En el momento más aciago y sombrío de la Segunda Guerra Mundial, cuando Inglaterra parecía a punto de sucumbir ante el enorme poderío militar Nazi, Churchill convocaba a todos los británicos a comprender el conjunto y obviar las diferencias: «hemos diferido y hemos estado en conflicto pero ahora debemos estar unidos por el bien superior del país» o, en nuestro caso, de la concordia y convivencia comunitaria. Como ocurría hace sólo unos años. La convivencia intercomunitaria, o su ausencia, tiene consecuencias: en el enorme número de judíos que “desertan”, en las percepciones que tiene la sociedad mexicana sobre “los judíos” y en la forma en que se leen incidentes que involucran a judíos pero que nada tienen que ver con el judaísmo o la comunidad. Como diría Churchill, hay valores superiores que hemos sido incapaces de asimilar.

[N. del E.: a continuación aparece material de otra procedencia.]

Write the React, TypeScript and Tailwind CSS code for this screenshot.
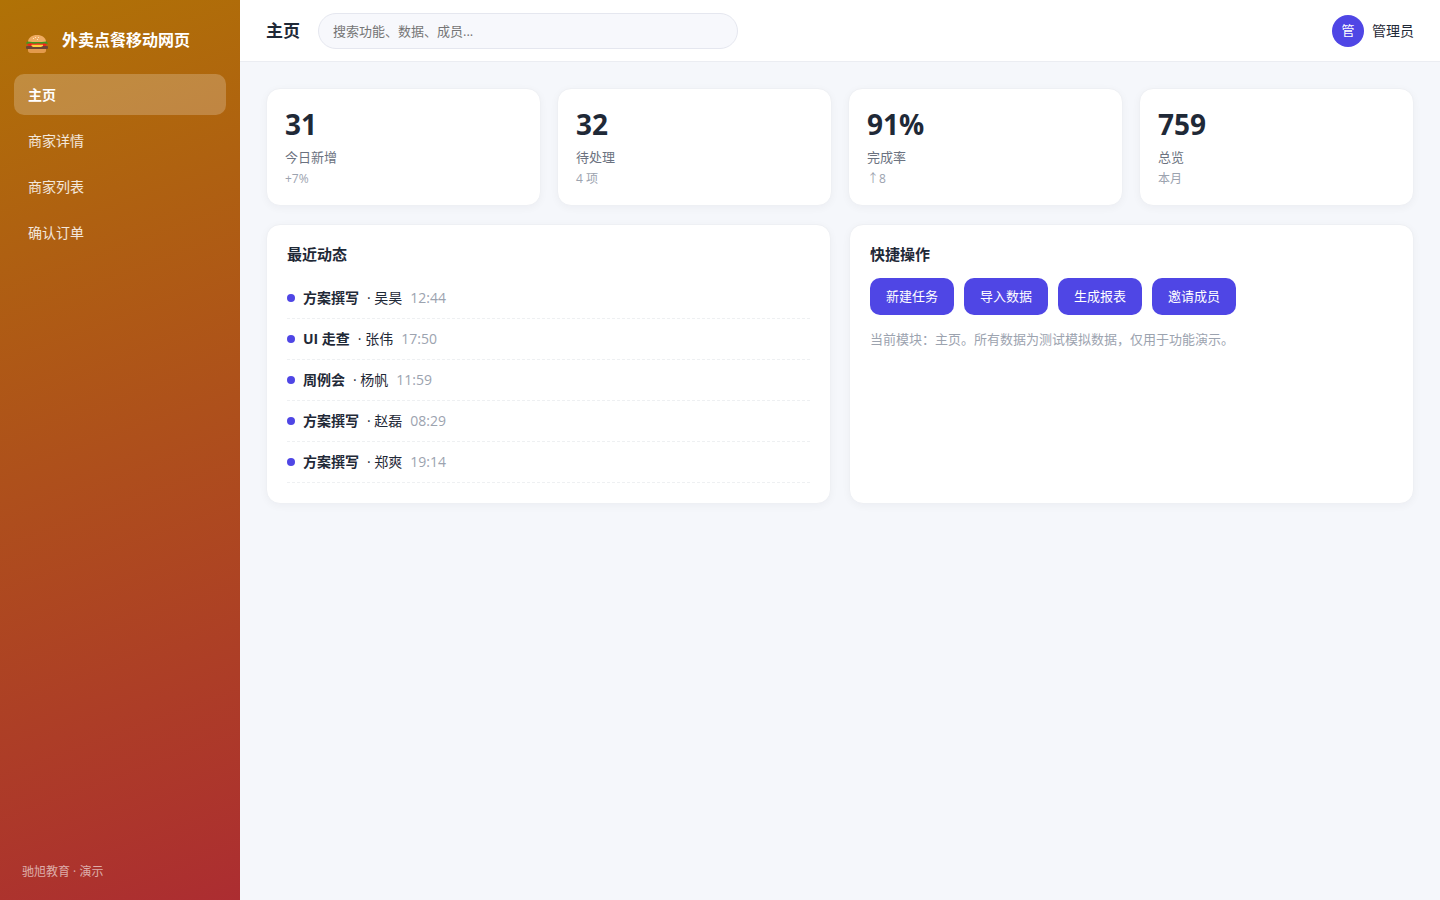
import clsx from "clsx";

const navItems = ["主页", "商家详情", "商家列表", "确认订单"];

const stats = [
  { value: "31", label: "今日新增", note: "+7%" },
  { value: "32", label: "待处理", note: "4 项" },
  { value: "91%", label: "完成率", note: "↑8" },
  { value: "759", label: "总览", note: "本月" },
];

const activities = [
  { title: "方案撰写", user: "吴昊", time: "12:44" },
  { title: "UI 走查", user: "张伟", time: "17:50" },
  { title: "周例会", user: "杨帆", time: "11:59" },
  { title: "方案撰写", user: "赵磊", time: "08:29" },
  { title: "方案撰写", user: "郑爽", time: "19:14" },
];

const actions = ["新建任务", "导入数据", "生成报表", "邀请成员"];

function BurgerIcon() {
  return (
    <svg viewBox="0 0 22 18" className="mt-2 h-[18px] w-[22px] shrink-0" aria-hidden="true">
      <path d="M2 13.5h18v1.8A2.7 2.7 0 0 1 17.300 18H4.700A2.700 2.700 0 0 1 2 15.300z" fill="#e39a4c" />
      <rect x="0" y="11" width="22" height="3" rx="1" fill="#6d4534" />
      <path d="M1.500 8.200h19c.5 1.800-.5 2.800-2 2.800h-15c-1.500 0-2.500-1-2-2.800z" fill="#f0221f" />
      <path d="M5.500 9.800h11.500v1.200l-2 1H7l-1.500-1z" fill="#fdd23c" />
      <path d="M2.500 6.200h17c1.500.3 2.500 1.300 2.300 2.500-1.300.3-2.300-.1-3.300-.5-2.500.8-4.500.3-6.500.1-2.500.5-5 .5-7-.2-1.500.7-3.200.9-4.800.6-.2-1.300.8-2.200 2.300-2.500z" fill="#449a20" />
      <path d="M2 6.500C2.500 2.500 6 0 11 0s8.500 2.500 9 6.500c-5 .8-13 .8-18 0z" fill="#f0ac62" />
      <g fill="#fff0c8">
        <circle cx="7.500" cy="3.500" r=".6" />
        <circle cx="9.500" cy="2.500" r=".6" />
        <circle cx="11.500" cy="4.500" r=".6" />
        <circle cx="12.500" cy="2.500" r=".6" />
      </g>
    </svg>
  );
}

function Sidebar() {
  return (
    <aside className="flex w-60 shrink-0 flex-col bg-[linear-gradient(160deg,#b07206,#ac2d31)] px-3.5 pt-5 pb-5 text-white">
      <div className="mb-3.5 flex h-10 items-center gap-3.5 px-3">
        <BurgerIcon />
        <span className="text-base font-bold">外卖点餐移动网页</span>
      </div>
      <nav className="flex flex-col gap-[5px]">
        {navItems.map((item, index) => (
          <a
            key={item}
            href="#"
            className={clsx(
              "flex h-[41px] items-center rounded-[10px] px-3.5 text-sm",
              index === 0 ? "bg-white/22 font-semibold" : "text-white/85"
            )}
          >
            {item}
          </a>
        ))}
      </nav>
      <p className="mt-auto px-2 text-xs leading-4 text-white/60">驰旭教育 · 演示</p>
    </aside>
  );
}

function Header() {
  return (
    <header className="flex h-[62px] items-center gap-[18px] border-b border-[#ebedf2] bg-white px-[26px]">
      <h1 className="text-[17px] font-bold">主页</h1>
      <input
        type="search"
        aria-label="搜索"
        placeholder="搜索功能、数据、成员..."
        className="h-9 w-full max-w-[420px] rounded-full border border-[#e5e7ef] bg-[#f7f8fc] px-3.5 text-[13px] outline-none placeholder:text-[#757575]"
      />
      <div className="ml-auto flex shrink-0 items-center gap-2">
        <span className="flex size-8 items-center justify-center rounded-full bg-[#4f46e5] text-[13px] text-white">
          管
        </span>
        <span className="text-sm">管理员</span>
      </div>
    </header>
  );
}

export default function App() {
  return (
    <div className="flex min-h-screen bg-[#f5f7fb] font-['Open_Sans','Noto_Sans_CJK_SC',sans-serif] text-[#1f2937]">
      <Sidebar />
      <div className="min-w-0 flex-1">
        <Header />
        <main className="flex flex-col gap-[18px] p-[26px]">
          <section className="grid grid-cols-4 gap-4">
            {stats.map((stat) => (
              <div
                key={stat.label}
                className="rounded-[14px] border border-[#eef0f4] bg-white p-[18px] shadow-[0_2px_8px_rgba(20,20,50,0.04)]"
              >
                <div className="text-[28px] leading-[34px] font-bold">{stat.value}</div>
                <div className="mt-1.5 text-[13px] leading-5 text-[#6b7280]">{stat.label}</div>
                <div className="mt-1 text-xs leading-4 text-[#9ca3af]">{stat.note}</div>
              </div>
            ))}
          </section>

          <div className="grid grid-cols-2 gap-[18px]">
            <section className="rounded-[14px] border border-[#eef0f4] bg-white p-5 shadow-[0_2px_8px_rgba(20,20,50,0.04)]">
              <h2 className="mb-3.5 text-[15px] leading-[19px] font-bold">最近动态</h2>
              <ul>
                {activities.map((activity) => (
                  <li
                    key={activity.time}
                    className="flex h-[41px] items-center gap-2 border-b border-dashed border-[#eef0f2] text-sm"
                  >
                    <span className="size-2 rounded-full bg-[#4f46e5]" />
                    <b>{activity.title}</b>
                    <span>· {activity.user}</span>
                    <time className="text-[#9ca3af]">{activity.time}</time>
                  </li>
                ))}
              </ul>
            </section>

            <section className="rounded-[14px] border border-[#eef0f4] bg-white p-5 shadow-[0_2px_8px_rgba(20,20,50,0.04)]">
              <h2 className="mb-3.5 text-[15px] leading-[19px] font-bold">快捷操作</h2>
              <div className="flex flex-wrap gap-2.5">
                {actions.map((action) => (
                  <button
                    key={action}
                    type="button"
                    className="h-[37px] rounded-[10px] bg-[#4f46e5] px-4 text-[13px] text-white"
                  >
                    {action}
                  </button>
                ))}
              </div>
              <p className="mt-3.5 text-[13px] leading-5 text-[#9ca3af]">
                当前模块：主页。所有数据为测试模拟数据，仅用于功能演示。
              </p>
            </section>
          </div>
        </main>
      </div>
    </div>
  );
}
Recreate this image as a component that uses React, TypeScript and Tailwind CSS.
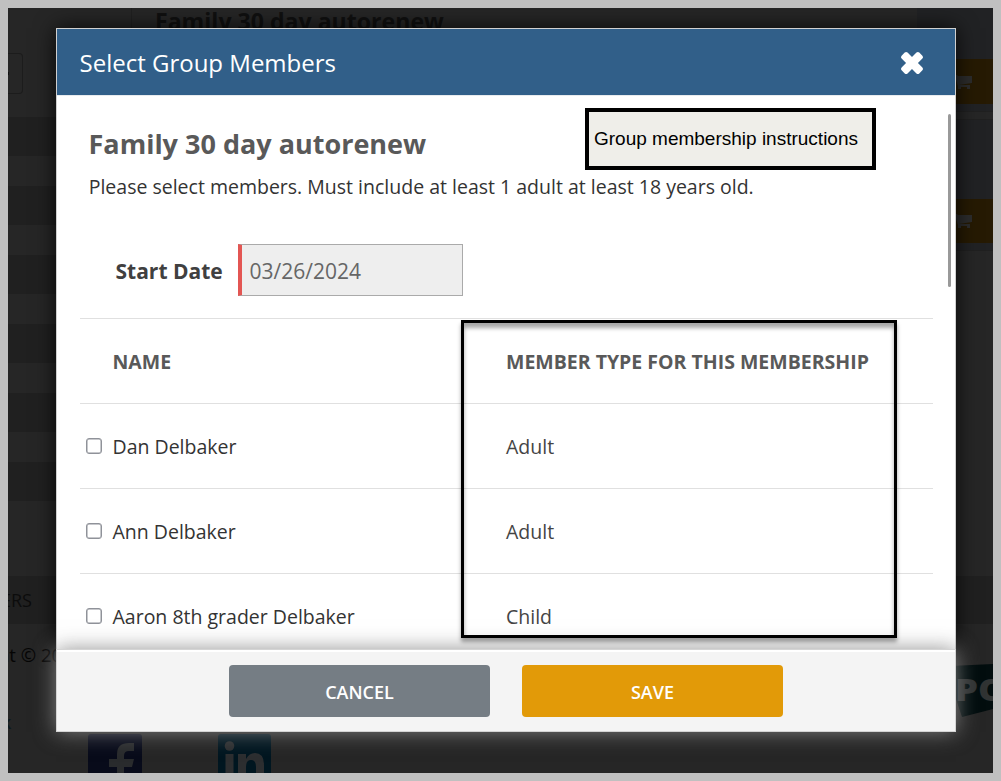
import React from "react";

const members = [
  { name: "Dan Delbaker", type: "Adult" },
  { name: "Ann Delbaker", type: "Adult" },
  { name: "Aaron 8th grader Delbaker", type: "Child" },
];

function CloseIcon() {
  return (
    <svg width="24" height="24" viewBox="-12 -12 24 24" fill="white">
      <rect x="-12.5" y="-4.2" width="25" height="8.4" rx="2" transform="rotate(45)" />
      <rect x="-12.5" y="-4.2" width="25" height="8.4" rx="2" transform="rotate(-45)" />
    </svg>
  );
}

function CartButton({ className }: { className: string }) {
  return (
    <div className={`flex w-full items-center bg-[#261a03] pl-[35px] ${className}`}>
      <svg width="20" height="16" viewBox="0 0 20 16" fill="#2c2c2c">
        <path d="M0 1h5l1 1h14v7l-13 2h11v4h-3v-2H9v2H6v-3L3 3H0z" />
      </svg>
    </div>
  );
}

function Backdrop() {
  return (
    <div className="flex h-full flex-col overflow-hidden bg-[#262626]">
      <div className="flex h-[568px] shrink-0">
        <div className="w-[124px] shrink-0 border-r border-[#202020]">
          <div className="h-[109px] pt-[45px]">
            <div className="flex h-[41px] w-[15px] items-center rounded-r-[4px] border border-l-0 border-[#1c1c1c]">
              <div className="h-[3px] w-px bg-[#111]" />
            </div>
          </div>
          {[0, 1, 2, 3, 4, 5].map((n) => (
            <div key={n} className="h-[69px]">
              <div className="h-[39px] bg-[#202020]" />
            </div>
          ))}
        </div>
        <div className="w-[785px] shrink-0 pl-[23px]">
          <h2 className="-mt-[2px] text-[23.1px] leading-[30px] font-bold text-[#101010]">
            Family 30 day autorenew
          </h2>
        </div>
        <div className="flex w-[76px] shrink-0 flex-col">
          <div className="h-[51px] bg-[#212224]" />
          <CartButton className="h-[45px]" />
          <div className="h-[7px] bg-[#212224]" />
          <div className="h-[9px] border-y border-[#202020]" />
          <div className="h-[79px] bg-[#212224]" />
          <CartButton className="h-[44px]" />
          <div className="h-2 border-b border-[#202020] bg-[#212224]" />
        </div>
      </div>
      <div className="flex h-12 shrink-0 items-center bg-[#202020]">
        <span className="-ml-[7px] text-[18px] text-[#0c0c0c]">ERS</span>
      </div>
      <div className="flex h-[110px] shrink-0 justify-between">
        <div className="pt-[17px]">
          <span className="-ml-[10px] block text-[18.5px] leading-7 text-[#050505]">nt © 2024</span>
          <span className="mt-[41px] -ml-[7px] block text-[18px] leading-6 font-semibold text-[#0c1a20]">k</span>
        </div>
        <svg className="mt-10" width="42" height="56" viewBox="0 0 42 56">
          <path d="M0 2L42 0V45L11 53 0 20z" fill="#020d0e" />
          <text x="4" y="37" fill="#303333" fontFamily="Open Sans, sans-serif" fontSize="30" fontWeight="800" textLength="52" lengthAdjust="spacingAndGlyphs">PO</text>
        </svg>
      </div>
      <div className="flex shrink-0 gap-[76px] pl-20">
        <svg width="54" height="54" viewBox="0 0 54 54">
          <rect width="54" height="54" rx="3" fill="#080b1a" />
          <path d="M29 54V33h-8v-8h8v-5q0-11 12-11h5v8h-5q-5 0-5 5v3h10l-2 8h-8v21z" fill="#292b2d" />
        </svg>
        <svg width="53" height="54" viewBox="0 0 53 54">
          <rect width="53" height="54" rx="3" fill="#001620" />
          <circle cx="11.5" cy="12" r="4.8" fill="#2c2e30" />
          <path d="M7.5 20h8v34h-8zM20 20h8v5q3-6 9-6 9 0 9 12v23h-8V33q0-7-5-7t-5 7v21h-8z" fill="#2c2e30" />
        </svg>
      </div>
    </div>
  );
}

export default function App() {
  return (
    <div className="relative h-[781px] w-[1001px] overflow-hidden bg-[#c0c0c0] p-2 font-['Open_Sans',sans-serif]">
      <div className="h-[765px] w-[985px]">
        <Backdrop />
      </div>

      <div className="absolute inset-2 overflow-hidden">
        <section className="relative mt-5 ml-12 flex h-[704px] w-[900px] flex-col">
          <div className="h-[621px] shrink-0 border border-b-0 border-[#d0d0d0] bg-white shadow-[0_0_20px_rgba(0,0,0,0.8)]">
            <header className="flex h-[67px] items-center justify-between border-b border-[#e8ebee] bg-[#315f89] pr-[31px] pl-[22px]">
              <h1 className="pt-[2px] pl-[0.5px] text-[24px] leading-8 text-white">Select Group Members</h1>
              <button className="mt-[2px]" aria-label="Close">
                <CloseIcon />
              </button>
            </header>

            <div className="h-[553px] overflow-hidden pr-[22px] pl-[23px]">
              <div className="pt-[28px] pl-[9px]">
                <h2 className="-ml-[0.5px] text-[27px] leading-10 font-bold text-[#595959]">Family 30 day autorenew</h2>
                <p className="mt-[9px] -ml-[0.3px] text-[19.5px] leading-7 text-[#333]">
                  Please select members. Must include at least 1 adult at least 18 years old.
                </p>
              </div>
              <div className="mt-[43px] flex h-[52px] items-center pl-[35.5px]">
                <label className="w-[122.5px] pt-px text-[21px] leading-[30px] font-bold text-[#404040]">Start Date</label>
                <div className="flex h-[52px] w-[225px] items-center border border-l-4 border-[#aaa] border-l-[#e35653] bg-[#eee] pt-[2px] pl-[7.5px] text-[21px] leading-[30px] text-[#666]">
                  03/26/2024
                </div>
              </div>
              <div className="mt-[22px] w-[853px]">
                <div className="flex h-[85px] items-center border-t border-[#e0e0e0] pt-[2px] pl-[32.5px] text-[19.5px] font-bold text-[#595959]">
                  <div className="w-[393.5px]">NAME</div>
                  <div className="whitespace-nowrap">MEMBER TYPE FOR THIS MEMBERSHIP</div>
                </div>
                {members.map((m) => (
                  <div key={m.name} className="flex h-[85px] items-center border-t border-[#e0e0e0] pt-px pl-[5.5px] text-[19.5px]">
                    <input
                      type="checkbox"
                      className="-mt-px mr-[11px] size-4 appearance-none rounded-[3px] border border-[#8f9299] bg-white shadow-[inset_0_0_0_0.5px_#8f9299]"
                    />
                    <div className="w-[393.5px] text-[#333]">{m.name}</div>
                    <div className="text-[#444]">{m.type}</div>
                  </div>
                ))}
              </div>
            </div>
          </div>

          <footer className="relative flex h-[83px] shrink-0 justify-center gap-8 border border-[#d4d4d4] bg-[#f4f4f4] pt-[15px] shadow-[0_0_20px_rgba(136,136,136,0.9),inset_0_2px_0_white]">
            <button className="h-[52px] w-[261px] rounded-[4px] bg-[#757d84] pt-[3px] text-[18px] font-semibold text-white">
              CANCEL
            </button>
            <button className="h-[52px] w-[261px] rounded-[4px] bg-[#e29a08] pt-[3px] text-[18px] font-semibold text-white">
              SAVE
            </button>
          </footer>
          <div className="absolute top-[86px] left-[892px] h-[173px] w-[3px] rounded-full bg-[#999]" />
        </section>
      </div>

      <div className="absolute top-[108px] left-[585px] flex h-[62px] w-[291px] items-center border-4 border-black bg-[#efeee9] pl-[5px] font-['Liberation_Sans',sans-serif] text-[19px] whitespace-nowrap text-black">
        Group membership instructions
      </div>
      <div className="absolute top-[320px] left-[461px] h-[318px] w-[436px] border-[3px] border-black shadow-[0_4px_4px_rgba(0,0,0,0.35),inset_0_5px_4px_rgba(0,0,0,0.35)]" />
    </div>
  );
}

En su convocatoria para celebrar sus cien años de existencia, la comunidad Monte Sinai publicó un texto que afirmaba «la Sociedad de Beneficencia Alianza Monte Sinai fue la primera institución judía creada oficialmente en nuestro país, un organismo que conjuntó y hermanó a todas las familias judías que iban llegando, procedentes por igual de los países balcánicos, Europa Oriental u Occidental y del Medio Oriente». El propósito de la convocatoria es el de «dejar un legado histórico que represente la trascendencia de nuestra comunidad para futuras generaciones».
Me pregunto si el legado será el de la conjunción y hermandad que caracterizó la fundación de la comunidad Monte Sinai o el de intolerancia que hoy caracteriza a nuestra realidad comunitaria. No es un asunto menor.